In this section, the modeling of the switch process of an EWD is presented and the importance of the electrowetted contact angle on optical performance is discussed.

3.2.1. Switch-on process.

For practical EWDs, a patterned electrode is required to drive the oil film toward a preferred direction. The rounded pattern is commonly used to prevent electrical breakdown at the electrode edges [10]. Here, a semicircle notched electrode with a width of 70.5 μm is adopted in the simulation, as sketched in figure 4(b). In addition, the pixel width is set as 141 μm, and the thickness and the dielectric constant of the hydrophobic dielectric layer are ${{d}_{\text{hyd}}}=$2 μm and ${{\varepsilon}_{\text{hyd}}}=$6, respectively. The applied voltage V is given as 40 V, which is sufficient to break up the oil film according to the analysis in section 3.1.

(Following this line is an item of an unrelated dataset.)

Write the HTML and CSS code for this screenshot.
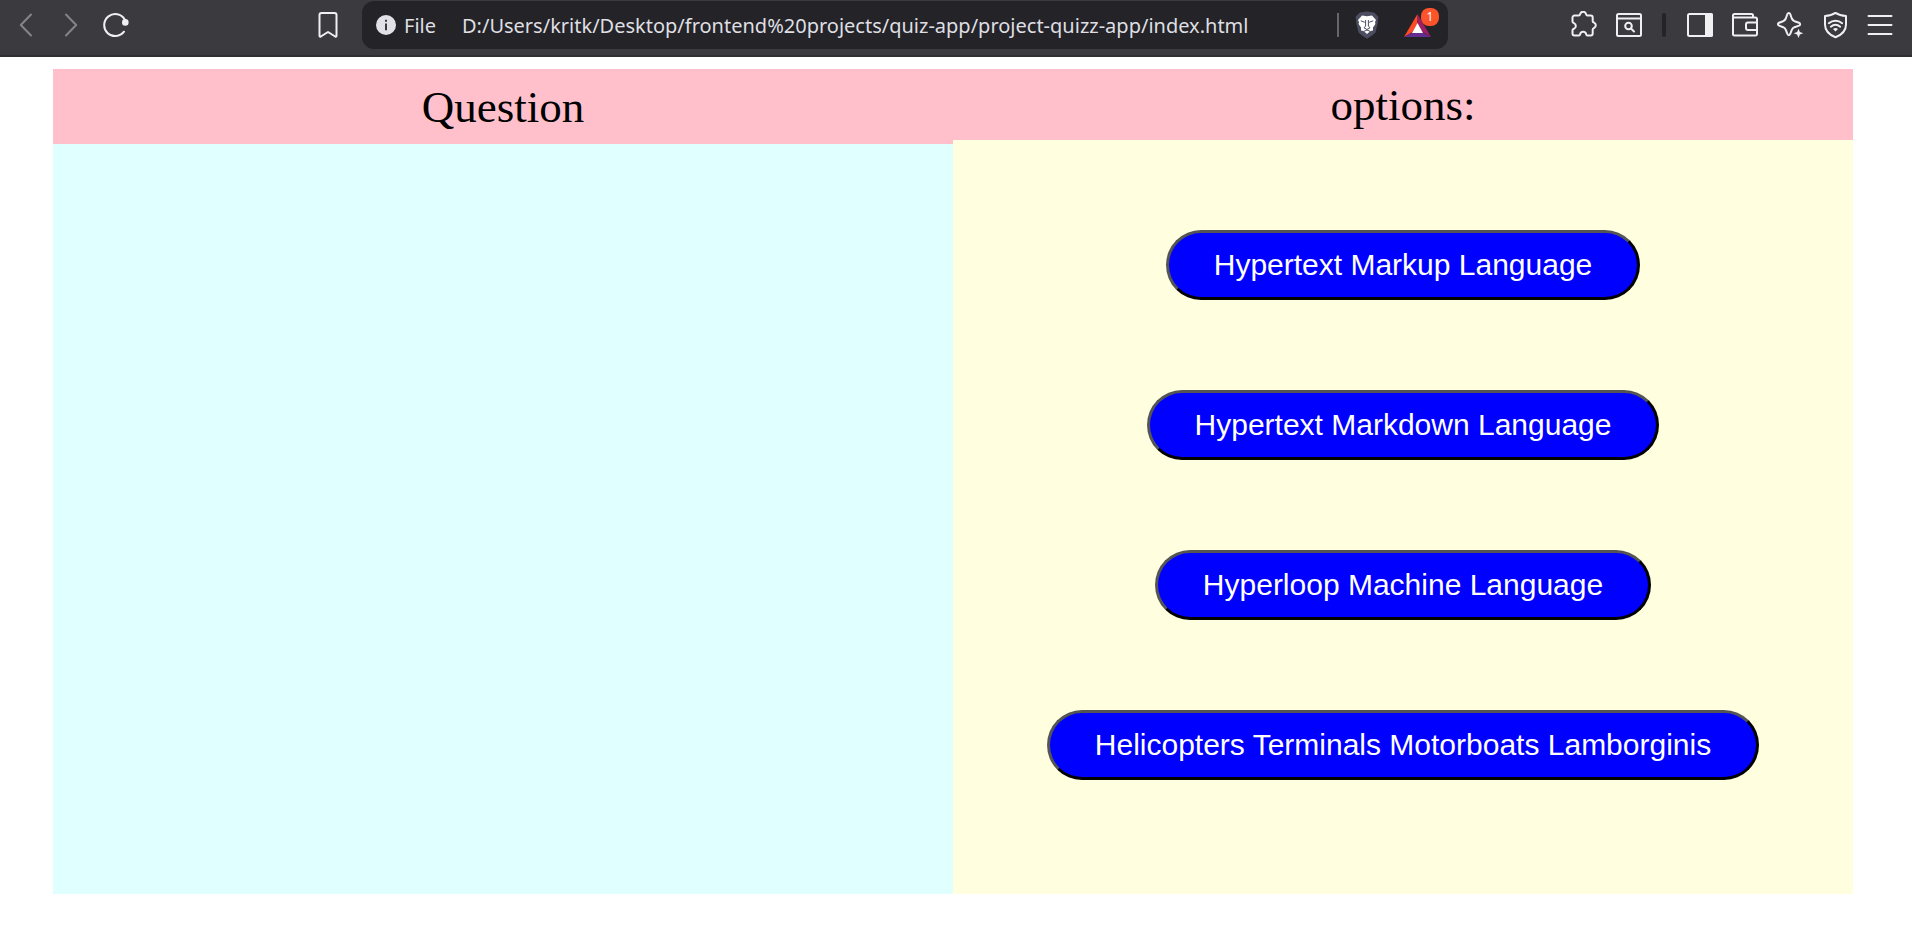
FILE: index.html
```html
<!DOCTYPE html>
<html lang="en">
<head>
<meta charset="utf-8">
<title>Quiz App</title>
<link rel="stylesheet" href="styles.css">
</head>
<body>
<header class="toolbar">
  <button class="tool tool-dim" type="button" aria-label="Back">
    <svg class="icon" viewBox="0 0 27 28"><path d="M18 3.500 7.800 14 18 24.500"/></svg>
  </button>
  <button class="tool tool-dim" type="button" aria-label="Forward">
    <svg class="icon" viewBox="0 0 27 28"><path d="M8 3.500 18.200 14 8 24.500"/></svg>
  </button>
  <button class="tool" type="button" aria-label="Reload">
    <svg class="icon" viewBox="0 0 27 28"><path d="M21.700 8.500A11 11 0 1 0 21 20.700"/><circle class="solid" cx="22.300" cy="11.400" r="3.300"/></svg>
  </button>
  <button class="tool tool-bookmark" type="button" aria-label="Bookmark">
    <svg class="icon" viewBox="0 0 27 28"><path d="M5.500 24.800V4a2 2 0 0 1 2-2h13a2 2 0 0 1 2 2v20.800c0 1-.7 1.200-1.300.7L14 21l-7.200 4.500c-.6.500-1.300.3-1.300-.7z"/></svg>
  </button>
  <div class="address">
    <button class="site" type="button">
      <svg class="site-icon" viewBox="0 0 20 20"><circle cx="10" cy="10" r="10" fill="#e2e1e8"/><path d="M9 4.800h2v2H9zM9 8.500h2v6.700H9z" fill="#3a3940"/></svg>
      <span>File</span>
    </button>
    <input class="url" type="text" aria-label="Address" spellcheck="false" value="D:/Users/kritk/Desktop/frontend%20projects/quiz-app/project-quizz-app/index.html">
    <span class="address-rule"></span>
    <button class="shield" type="button" aria-label="Shields">
      <svg class="shield-icon" viewBox="0 0 24 28"><path fill="#4c4d60" d="M5 1.500 12 .5l7 1 2 1.800L23.500 6l-.8 3 .3 2-2.500 10.500L17 24.500l-5 3.300-5-3.300-3.500-3L1 11l.3-2L.5 6 3 3.300z"/><path fill="#fff" d="M7 4.500 12 5.300l5-.8L21 9l-1 2 .4 2-2.400 3.500v3L15.500 20 12 23l-3.500-3-2.500-.5v-3L3.600 13l.4-2-1-2z"/><path fill="none" stroke="#4c4d60" d="m5.800 9.800 4 1.500M18.200 9.800l-4 1.500M10.600 9v6L9 16.800l3 1.700 3-1.700-1.600-1.800V9M9 20.300l3-1.300 3 1.300"/></svg>
    </button>
    <button class="rewards" type="button" aria-label="Rewards, 1 new">
      <svg class="rewards-icon" viewBox="0 0 27 23"><path fill="#ff4a25" d="M13.500 0v9.500L8.500 18 0 23z"/><path fill="#9e1f63" d="M13.500 0 27 23l-8.500-5-5-8.500z"/><path fill="#662d91" d="m0 23 8.500-4.500h10L27 23z"/><path fill="#fff" d="m13.500 9 5.500 10H8z"/></svg>
      <span class="badge">1</span>
    </button>
  </div>
  <button class="tool" type="button" aria-label="Extensions">
    <svg class="icon" viewBox="0 0 27 28"><path d="M3.500 4.500H7.800C8.800 4.500 9 3.700 9.200 3A3 3 0 0 1 15 3c.2.700.4 1.500 1.400 1.500h3.300a2 2 0 0 1 2 2v3.700c0 1 .8 1.200 1.400 1.400a3 3 0 0 1 0 5.400c-.6.300-1.400.5-1.400 1.500v4a2 2 0 0 1-2 2h-3.300c-1 0-1.100-.8-1.300-1.500a3.100 3.100 0 0 0-5.900 0c-.2.700-.3 1.500-1.300 1.500H3.500a2 2 0 0 1-2-2v-3.300c0-.8.600-1.200 1.400-1.500a3 3 0 0 0 0-5.600c-.8-.3-1.400-.7-1.400-1.500V6.500a2 2 0 0 1 2-2z"/></svg>
  </button>
  <button class="tool" type="button" aria-label="Search tabs">
    <svg class="icon" viewBox="0 0 27 28"><rect x="1" y="3" width="24" height="22" rx="1.500"/><path d="M1 7.500h24"/><circle cx="12.500" cy="15" r="3.300"/><path d="m15 17.500 3 3"/></svg>
  </button>
  <span class="toolbar-rule"></span>
  <button class="tool" type="button" aria-label="Sidebar">
    <svg class="icon" viewBox="0 0 27 28"><rect x="1" y="3" width="24" height="22" rx="1.500"/><path class="solid" d="M18 2h6a2 2 0 0 1 2 2v20a2 2 0 0 1-2 2h-6z"/></svg>
  </button>
  <button class="tool" type="button" aria-label="Wallet">
    <svg class="icon" viewBox="0 0 27 28"><path d="M21 6.500V4.500a1.500 1.500 0 0 0-1.500-1.500h-17A1.500 1.500 0 0 0 1 4.500V23a1.500 1.500 0 0 0 1.500 1.500h21A1.500 1.500 0 0 0 25 23V8a1.500 1.500 0 0 0-1.500-1.500H2.500M25 11.500h-9a2 2 0 0 0-2 2V17a2 2 0 0 0 2 2h9"/></svg>
  </button>
  <button class="tool" type="button" aria-label="Assistant">
    <svg class="icon" viewBox="0 0 27 28"><path d="M10.400 3c.6-1.500 2.200-1.500 2.800 0l1.600 4.500c.6 1.400 1.300 2.100 2.700 2.700l4.500 1.600c1.500.6 1.500 2.200 0 2.800l-4.500 1.600c-1.400.6-2.100 1.300-2.700 2.700L13.200 23c-.6 1.500-2.200 1.500-2.800 0l-1.600-4.100c-.6-1.400-1.300-2.100-2.700-2.700l-4-1.600c-1.500-.6-1.500-2.200 0-2.800l4-1.600c1.400-.6 2.100-1.300 2.700-2.700z"/><path class="solid" d="M21.500 17.800 22.900 21l3.400 1.300-3.400 1.300-1.400 3.300-1.400-3.300-3.400-1.300 3.400-1.300z"/></svg>
  </button>
  <button class="tool" type="button" aria-label="VPN">
    <svg class="icon" viewBox="0 0 27 28"><path d="M13.500 1.900c3 2 6.300 2.900 10.500 3v8.500c0 6-3.500 10-10.500 12.800C6.500 23.400 3 19.400 3 13.400V4.900c4.200-.1 7.500-1 10.500-3z"/><path d="M6.800 12.200c4-3.400 9.400-3.400 13.400 0M8.800 15.700c3-2.400 6.400-2.400 9.400 0"/><path class="solid" d="M11 18c1.600-1.300 3.400-1.300 5 0l-2.500 2.500z"/></svg>
  </button>
  <button class="tool" type="button" aria-label="Menu">
    <svg class="icon" viewBox="0 0 27 28"><path d="M1.500 5h23M1.500 14h23M1.500 23h23"/></svg>
  </button>
</header>
<main class="quiz">
  <section class="panel panel-question">
    <div class="heading heading-question">Question</div>
  </section>
  <section class="panel panel-options">
    <div class="heading heading-options">options:</div>
    <div class="options">
      <button class="option" type="button">Hypertext Markup Language</button>
      <button class="option" type="button">Hypertext Markdown Language</button>
      <button class="option" type="button">Hyperloop Machine Language</button>
      <button class="option" type="button">Helicopters Terminals Motorboats Lamborginis</button>
    </div>
  </section>
</main>
</body>
</html>
```
FILE: styles.css
```css
* {
  box-sizing: border-box;
}

body {
  margin: 0;
  background: #fff;
  color: #000;
  font-family: "Liberation Serif", "Times New Roman", serif;
}

.toolbar {
  display: flex;
  align-items: center;
  padding: 0 9px 5px 4px;
  background: #3b3a3f;
  border-bottom: 2px solid #302f33;
  font-family: "Noto Sans", "Open Sans", sans-serif;
}

.tool,
.site,
.shield,
.rewards {
  display: flex;
  align-items: center;
  justify-content: center;
  padding: 0;
  border: 0;
  background: none;
  color: #f0f0f3;
  font: inherit;
}

.tool {
  flex: none;
  width: 45px;
  height: 50px;
}

.tool-dim {
  color: #858489;
}

.tool-bookmark {
  margin: 0 12px 0 166px;
}

.icon {
  width: 27px;
  height: 28px;
  fill: none;
  stroke: currentColor;
  stroke-width: 2;
  stroke-linecap: round;
  stroke-linejoin: round;
}

.icon .solid {
  fill: currentColor;
  stroke: none;
}

.address {
  display: flex;
  flex: 1;
  align-items: center;
  min-width: 0;
  height: 48px;
  margin-right: 114px;
  padding: 0 17px 0 14px;
  border-radius: 12px;
  background: #242428;
}

.site {
  gap: 8px;
  color: #dfdfe3;
  font-size: 20px;
}

.site-icon {
  width: 20px;
  height: 20px;
}

.url {
  flex: 1;
  min-width: 0;
  height: 40px;
  margin-left: 26px;
  padding: 0;
  border: 0;
  outline: 0;
  background: none;
  color: #dfdfe3;
  font: inherit;
  font-size: 20px;
}

.address-rule {
  width: 2px;
  height: 24px;
  margin-right: 16px;
  background: #66656b;
}

.shield-icon {
  width: 24px;
  height: 28px;
}

.rewards {
  position: relative;
  margin-left: 25px;
}

.rewards-icon {
  width: 27px;
  height: 23px;
}

.badge {
  position: absolute;
  top: -6px;
  right: -8px;
  width: 18px;
  height: 18px;
  border-radius: 8px;
  background: #fb542b;
  color: #fff;
  font-size: 12px;
  line-height: 18px;
  text-align: center;
}

.toolbar-rule {
  flex: none;
  width: 4px;
  height: 24px;
  margin: 0 12px 0 10px;
  border-radius: 2px;
  background: #242428;
}

.quiz {
  display: flex;
  margin: 12px 59px 0 53px;
}

.panel {
  flex: 1;
}

.panel-question {
  min-height: 825px;
  background: #e0ffff;
}

.panel-options {
  background: #ffffe0;
}

.heading {
  background: #ffc0cb;
  font-size: 45px;
  line-height: 51px;
  text-align: center;
}

.heading-question {
  padding: 13px 12px 11px;
}

.heading-options {
  padding: 11px 12px 9px;
}

.options {
  display: flex;
  flex-direction: column;
  align-items: center;
  gap: 90px;
  padding: 90px 0;
}

.option {
  padding: 15px 45px;
  border: 3px outset #000;
  border-radius: 38px;
  background: #00f;
  color: #fff;
  font-family: "Liberation Sans", Arial, sans-serif;
  font-size: 30px;
  line-height: 34px;
}
```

In the simulation, we set the wetted contact angle ${{\theta}_{\text{w}}}=90{}^\circ$ at the hydrophilic grid, and thus the oil–water interface is initially flat in the confined pixel. Figure 6 shows the simulated evolution of the oil phase concentrated to the corner from a film to a droplet during the switch-on process of about 0.45 ms. Obviously, the choice of the patterned electrode determines the direction of movement of the oil phase toward the corner.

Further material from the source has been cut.